Assuming no access to a walk in cooler is available would a larger chest freezer be a good alternative to get a bear cooled down quickly? This will be my second tag. The first time I drew I didn’t work that minor detail out before the hunt. I’m thinking given the usual hunt time a recovery could be later in the evening or night and getting it to a walk in cooler or taxidermist if warranted may not be possible. With the potential September temps and the amount of fat a bear holds I’m not sure filling it full of ice would work like you do with deer.


----------



## Tilden Hunter (Jun 14, 2018)

This issue is one reason I prefer 3rd season tags. Consider boning out the meat yourself if the temps are bad enough. By last September - early October I've found ice in the cavity sufficient for keeping overnight.


----------



## sureshot006 (Sep 8, 2010)

So, here is what I did...

I was alone when I shot my last bear. Took me nearly 3 hours, a quad, sled and winch to get it dressed and back to camp. Temp wasn't too hot, about 60 over night low. In the 70's when I shot it.

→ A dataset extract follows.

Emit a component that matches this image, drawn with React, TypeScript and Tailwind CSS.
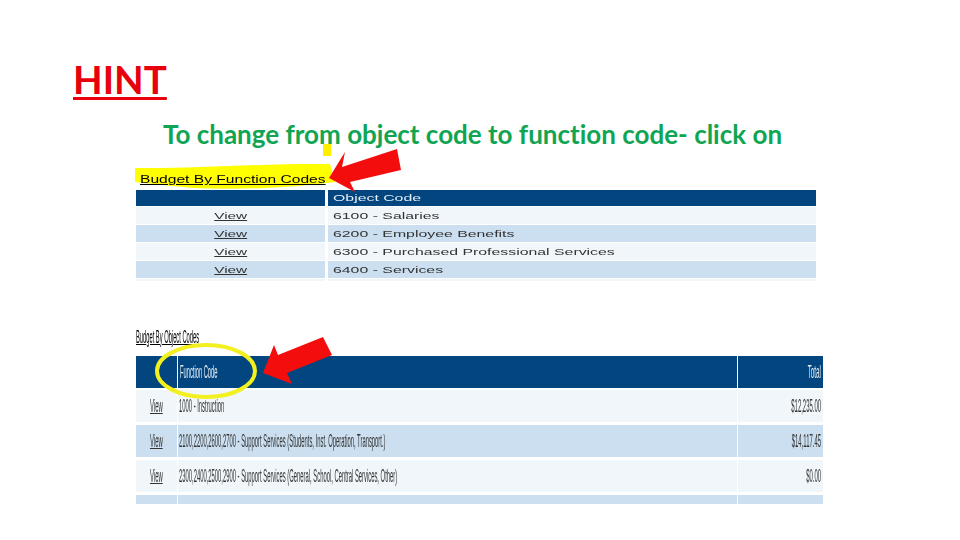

At camp we have a well, so I used the cold water to not only flush the cavity, but to cool it fast as I could. I propped the bear on both sides to keep it on its back, then left the garden hose with pretty frigid well water flowing for a good hour. Then, I stuffed the chest cavity and stomach area with jugs of ice. Also strapped one between the legs. Hung it up off the ground for the night.

Next morning I had to pack, plus a 2 hour drive to my gramps house where I was going to skin and quarter. Needed to skin before checking in due to the temps pushing into the low 80's by this time. The ice jugs were still pretty cold but mostly water now. After photos, I started skinning and was surprised how cool the meat was. Not only just around the ribs, but the top of the back and even the hindquarters. Neck was fairly cool as well I assume from the cold water flowing through from chest to mouth and nose.

Once skinned which took a while because I was doing a full mount, got it quartered and into the meat fridge while I took the head/hide in for sealing. When I got back, started deboning and making cuts and packaging. Everything turned out GREAT. No spoiled meat, no smell. All total about 20 hours from bullet impact.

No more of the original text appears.